E. Size Determination
*5 On September 18, 2020, the Area Office issued Size Determination No. 2-2020-111, concluding that HGL-APTIM is an eligible small business for this procurement.
*5 The Area Office first addressed Appellant's allegations of affiliation between HGL and non-APTIM concerns. The Area Office found that HGL is affiliated with Spectrum, its wholly-owned subsidiary. HGL is not affiliated with HGL-NWI JV or HGL-Portage JV, because “firms are not affiliates of [joint ventures] of which they are members.” (Size Determination at 3.) The protest did not allege affiliation between HGL and the partner firms in those joint ventures. The Area Office also found that HGL is not affiliated with GeoTrans. (Id. at 4.) According to Dr. Rappaport's declaration, GeoTrans [[XXXXXXXXXXXXXXXXXXXXXXXXXXXXXXXX XXXXXXXXXXXXXXXXXX]. (Id.) There is therefore no basis to find affiliation between HGL and GeoTrans, as “historical ties between a concern and its alleged affiliate do not create identity of interest affiliation.” (Id., citing Size Appeal of A&H Contractors, Inc., SBA No. SIZ-5459 (2013) and Size Appeal of CJW Constr., Inc., SBA No. SIZ-5254 (2011).)
*5 Next, the Area Office addressed Appellant's allegations that HGL and APTIM are affiliated under 13 C.F.R. § 121.103(h). (Id. at 4-6.) The Area Office agreed with HGL-APTIM that the proper way for Appellant to voice any concerns about the validity of a mentor-protégé relationship is through the ASMPP office. OHA case law does not support the conclusion that an area office can, or should, overturn a mentor-protégé agreement. (Id. at 6-7, citing Size Appeal of Hendall, Inc., SBA No.
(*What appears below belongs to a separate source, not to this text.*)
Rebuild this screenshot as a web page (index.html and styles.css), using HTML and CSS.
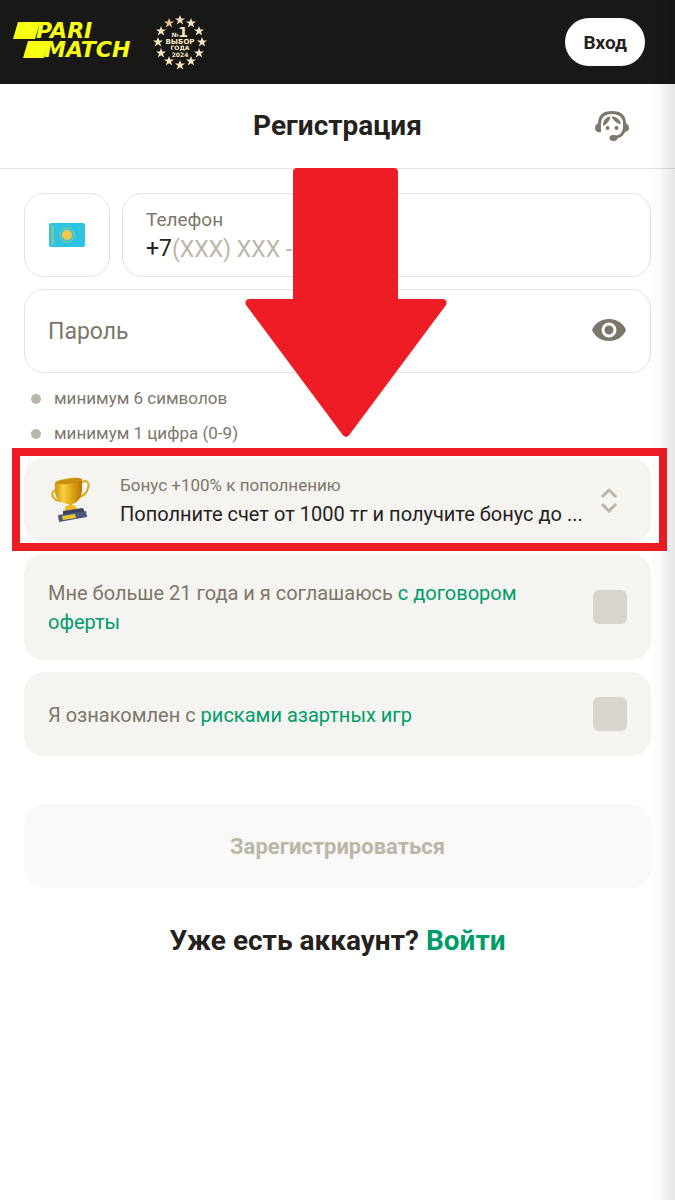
FILE: index.html
```html
<!DOCTYPE html>
<html lang="ru">
<head>
    <meta charset="UTF-8">
    <meta name="viewport" content="width=device-width, initial-scale=1.0">
    <title>Регистрация</title>
    <link rel="stylesheet" href="styles.css">
</head>
<body>
    <header class="topbar">
        <a class="logo" href="#" aria-label="Parimatch">
            <svg width="122" height="48" viewBox="0 0 122 48">
                <path d="M6 6H28L23 23H1ZM16 25H37L32 42H11Z" />
                <text x="24" y="22">PARI</text>
                <text x="32" y="41">MATCH</text>
            </svg>
        </a>
        <svg class="award" width="56" height="56" viewBox="0 0 56 56">
            <defs>
                <path id="star" d="M0-5 1.300-1.600H5L2 .8 3.200 4.500 0 2.300-3.200 4.500-2 .8-5-1.600H-1.300Z" />
            </defs>
            <use href="#star" x="28" y="6" />
            <use href="#star" x="39" y="9" />
            <use href="#star" x="47" y="17" />
            <use href="#star" x="50" y="28" />
            <use href="#star" x="47" y="39" />
            <use href="#star" x="39" y="47" />
            <use href="#star" x="28" y="51" />
            <use href="#star" x="17" y="47" />
            <use href="#star" x="9" y="39" />
            <use href="#star" x="6" y="28" />
            <use href="#star" x="9" y="17" />
            <use class="gold" href="#star" x="17" y="9" />
            <text x="23" y="23" font-size="6">№</text>
            <text x="31" y="23" font-size="14">1</text>
            <text x="28" y="30" font-size="7">ВЫБОР</text>
            <text x="28" y="36" font-size="6">ГОДА</text>
            <text x="28" y="43" font-size="6">2024</text>
        </svg>
        <button class="login-btn" type="button">Вход</button>
    </header>

    <div class="title-bar">
        <h1>Регистрация</h1>
        <button class="support" type="button" aria-label="Поддержка">
            <svg width="34" height="32" viewBox="0 0 34 32">
                <path class="line" d="M4.500 14C4.500 6 9.500 2.500 17 2.500S29.500 6 29.500 14V18C29 24 25 27 19 27.500" />
                <path d="M5 12C2.500 13 0 15 0 18S2.500 23 6 22V13ZM29 12C31.500 13 34 15 34 18S31.500 22 28.500 22Z" />
                <path d="M8 16C8 10 11 7 15.500 6.500C15 10.500 12 14 8 16ZM16.500 6.500C21 6.500 25 9 26 14C21.500 13.500 18.500 10.500 16.500 6.500Z" />
                <circle cx="12.500" cy="18" r="2" />
                <circle cx="21.500" cy="18" r="2" />
                <ellipse cx="18.500" cy="28" rx="4" ry="3" />
            </svg>
        </button>
    </div>

    <form class="form">
        <div class="phone-row">
            <button class="box country" type="button" aria-label="Казахстан">
                <svg width="36" height="24" viewBox="0 0 36 24">
                    <rect width="36" height="24" rx="2" fill="#2dc3e5" />
                    <path d="M2 2H5V22H2Z" fill="#67c5ae" />
                    <path d="M2 3 5 6 2 9 5 12 2 15 5 18 2 21" fill="none" stroke="#a5c779" />
                    <circle cx="18" cy="12" r="7" fill="none" stroke="#9ac979" stroke-width="2" stroke-dasharray="1 1" />
                    <circle cx="18" cy="12" r="5" fill="#f6c74d" />
                </svg>
            </button>
            <div class="box phone">
                <label for="phone">Телефон</label>
                <div class="phone-line">
                    <span>+7</span>
                    <input id="phone" type="tel" placeholder="(XXX) XXX - XX - XX">
                </div>
            </div>
        </div>

        <div class="box password">
            <input type="password" placeholder="Пароль" aria-label="Пароль">
            <button class="eye" type="button" aria-label="Показать пароль">
                <svg width="34" height="24" viewBox="0 0 34 24">
                    <path d="M0 11C3 4 9 0 17 0S31 4 34 11C31 18 25 22 17 22S3 18 0 11Z" />
                    <circle cx="17" cy="11" r="6" />
                </svg>
            </button>
        </div>

        <ul class="rules">
            <li>минимум 6 символов</li>
            <li>минимум 1 цифра (0-9)</li>
        </ul>

        <div class="highlight">
            <button class="card bonus" type="button">
                <svg class="cup" width="42" height="46" viewBox="0 0 42 46">
                    <defs>
                        <linearGradient id="gold" x1="0" x2="1" y1="0" y2="0">
                            <stop offset="0" stop-color="#cf9008" />
                            <stop offset="0.300" stop-color="#f7cf3f" />
                            <stop offset="0.600" stop-color="#e2aa18" />
                            <stop offset="1" stop-color="#b87305" />
                        </linearGradient>
                    </defs>
                    <path d="M7 14C1 12 0 18 3 21C5 24 9 24 12 23M30 6C35 2 39 5 37 11C36 16 32 19 28 20" fill="none" stroke="#dba71c" stroke-width="2" />
                    <path d="M4 6C6 2 25-1 31 2L31 14C30 22 26 26 21 27L22 30H17L18 27C10 27 4 22 4 14Z" fill="url(#gold)" />
                    <ellipse cx="17.500" cy="4.500" rx="13.500" ry="2.500" fill="#c98e10" transform="rotate(-6 17 5)" />
                    <path d="M14 30C16 28 23 27 25 30L27 33 14 35Z" fill="#f0b91c" />
                    <path d="M12 34 32 31 34 36 12 39Z" fill="#39425f" />
                    <path d="M7 38 35 34 36 40 8 45Z" fill="#4e5978" />
                    <path d="M11 39 24 37 25 41 12 43Z" fill="#eac42d" />
                </svg>
                <span class="bonus-text">
                    <span class="bonus-name">Бонус +100% к пополнению</span>
                    <span class="bonus-desc">Пополните счет от 1000 тг и получите бонус до ...</span>
                </span>
                <svg class="arrows" width="34" height="26" viewBox="0 0 34 26">
                    <path d="M9 10 16 3 23 10M9 17 16 24 23 17" />
                </svg>
            </button>
        </div>

        <div class="card consent">
            <label for="age">Мне больше 21 года и я соглашаюсь <a href="#">с договором оферты</a></label>
            <input id="age" type="checkbox">
        </div>
        <div class="card consent">
            <label for="risk">Я ознакомлен с <a href="#">рисками азартных игр</a></label>
            <input id="risk" type="checkbox">
        </div>

        <button class="submit" type="submit" disabled>Зарегистрироваться</button>
        <p class="have-account">Уже есть аккаунт? <a href="#">Войти</a></p>
    </form>

    <div class="edge-shade"></div>
    <svg class="pointer" width="202" height="270" viewBox="0 0 202 270">
        <path d="M52 0H149Q153 0 153 4V131H198Q203 132 201 137L105 266Q101 272 97 266L1 137Q-1 132 4 131H48V4Q48 0 52 0Z" />
    </svg>
</body>
</html>
```
FILE: styles.css
```css
:root { --ink: #25221e; --muted: #7d766b; --pale: #bcb5a9; --line: #e3e1dc; --card: #f5f4f0; --green: #009d6b; --red: #ee1c24; }
* { box-sizing: border-box; }
body { position: relative; min-height: 100vh; margin: 0; background: #fff; color: var(--ink); font-family: Roboto, "Liberation Sans", sans-serif; }
button, input { font-family: inherit; }
button { padding: 0; border: 0; background: none; cursor: pointer; }
svg { display: block; flex-shrink: 0; }
a { color: var(--green); text-decoration: none; }

.topbar { display: flex; align-items: center; height: 84px; padding: 0 30px 0 12px; background: #181816; }
.logo svg { margin-top: -4px; fill: #f8ff13; overflow: visible; }
.logo text { font: italic bold 22px "DejaVu Sans", sans-serif; }
.award { margin-left: 18px; fill: #f8e6c2; }
.award .gold { fill: #e9c18a; }
.award text { font-family: "DejaVu Sans", sans-serif; font-weight: bold; text-anchor: middle; }
.login-btn { height: 48px; margin-left: auto; padding: 0 18px; border-radius: 24px; background: #fff; color: var(--ink); font-size: 19px; font-weight: 700; }

.title-bar { display: grid; grid-template-columns: 34px 1fr 34px; align-items: center; height: 85px; padding: 0 46px; border-bottom: 1px solid var(--line); }
.title-bar h1 { grid-column: 2; margin: 0; font-size: 28px; font-weight: 700; line-height: 32px; text-align: center; }
.support svg { fill: var(--muted); }
.support .line { fill: none; stroke: var(--muted); stroke-width: 3; }

.form { padding: 24px; }
.box { height: 84px; border: 1px solid var(--line); border-radius: 20px; background: #fff; }
.phone-row { display: flex; gap: 12px; margin-bottom: 12px; }
.country { display: flex; align-items: center; justify-content: center; width: 86px; }
.phone { flex: 1; padding: 12px 23px; color: var(--muted); }
.phone label { display: block; font-size: 19px; line-height: 28px; }
.phone-line { display: flex; font-size: 23px; line-height: 30px; }
.phone-line span { color: var(--ink); }
.phone-line input { flex: 1; min-width: 0; }
.box input { padding: 0; border: 0; outline: 0; background: none; color: var(--ink); font-size: 23px; }
.phone input::placeholder { color: var(--pale); }
.password { display: flex; align-items: center; padding: 0 24px 0 23px; }
.password input { flex: 1; min-width: 0; }
.password input::placeholder { color: var(--muted); }
.eye svg { fill: var(--muted); }
.eye circle { stroke: #fff; stroke-width: 3; }

.rules { margin: 0; padding: 8px 0 7px; list-style: none; }
.rules li { display: flex; align-items: center; gap: 13px; padding-left: 7px; color: var(--muted); font-size: 17px; line-height: 35px; }
.rules li::before { content: ""; width: 10px; height: 10px; border-radius: 50%; background: var(--pale); }

.card { display: flex; align-items: center; width: 100%; min-height: 84px; padding: 24px; border-radius: 20px; background: var(--card); }
.highlight { position: relative; }
.highlight::after { content: ""; position: absolute; inset: -10px -16px -9px -12px; border: 8px solid var(--red); pointer-events: none; }
.bonus { gap: 27px; padding: 12px 24px 12px 27px; text-align: left; }
.bonus-text { flex: 1; min-width: 0; }
.bonus-text span { display: block; overflow: hidden; white-space: nowrap; text-overflow: ellipsis; }
.bonus-name { color: var(--muted); font-size: 17px; line-height: 28px; }
.bonus-desc { color: var(--ink); font-size: 20px; line-height: 30px; }
.bonus .arrows { margin-left: -27px; fill: none; stroke: var(--pale); stroke-width: 3; }
.consent { justify-content: space-between; gap: 48px; margin-top: 12px; color: var(--muted); font-size: 20px; line-height: 29px; }
.consent label { padding-top: 3px; }
.card.consent { padding: 22px 24px 23px; }
.consent input { flex-shrink: 0; appearance: none; width: 34px; height: 34px; margin: 0; border-radius: 6px; background: #d9d4cd; }

.submit { display: block; width: 100%; height: 84px; margin-top: 48px; border-radius: 20px; background: #faf9f7; color: var(--pale); font-size: 22px; font-weight: 700; }
.have-account { margin: 36px 0 0; font-size: 28px; font-weight: 700; line-height: 34px; text-align: center; }

.edge-shade { position: absolute; top: 0; right: 0; bottom: 0; width: 28px; background: linear-gradient(to right, rgba(0, 0, 0, 0), rgba(0, 0, 0, 0.02) 45%, rgba(0, 0, 0, 0.1)); pointer-events: none; }
.pointer { position: absolute; top: 168px; left: calc(50% - 93px); fill: var(--red); pointer-events: none; }
```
SIZ-5888 (2018).) The Area Office found the challenge to the mentor-protégé relationship to be outside the scope of its review and accepted the validity of the mentor-protégé relationship between HGL and APTIM. (Id. at 7.)
*5 Appellant also claimed in its protest that HGL and APTIM are affiliated due to “other reasons” under 13 C.F.R. § 121.103(b)(6), specifically, the fact that HGL did not need the assistance offered by the mentor-protégé program. (Id.) The Area Office agreed with HGL-APTIM that this provision contemplates affiliation “for other reasons as set forth in this section”, so the provision applies only if other grounds for affiliation exist under 13 C.F.R. § 121.103. (Id., emphasis added by Area Office.) Here, Appellant did not allege that APTIM controls HGL for any of the reasons set forth under this regulation. (Id.) Rather, the Area Office found, Appellant's allegations were speculative and relate to the motivations of HGL and APTIM. (Id. at 8.)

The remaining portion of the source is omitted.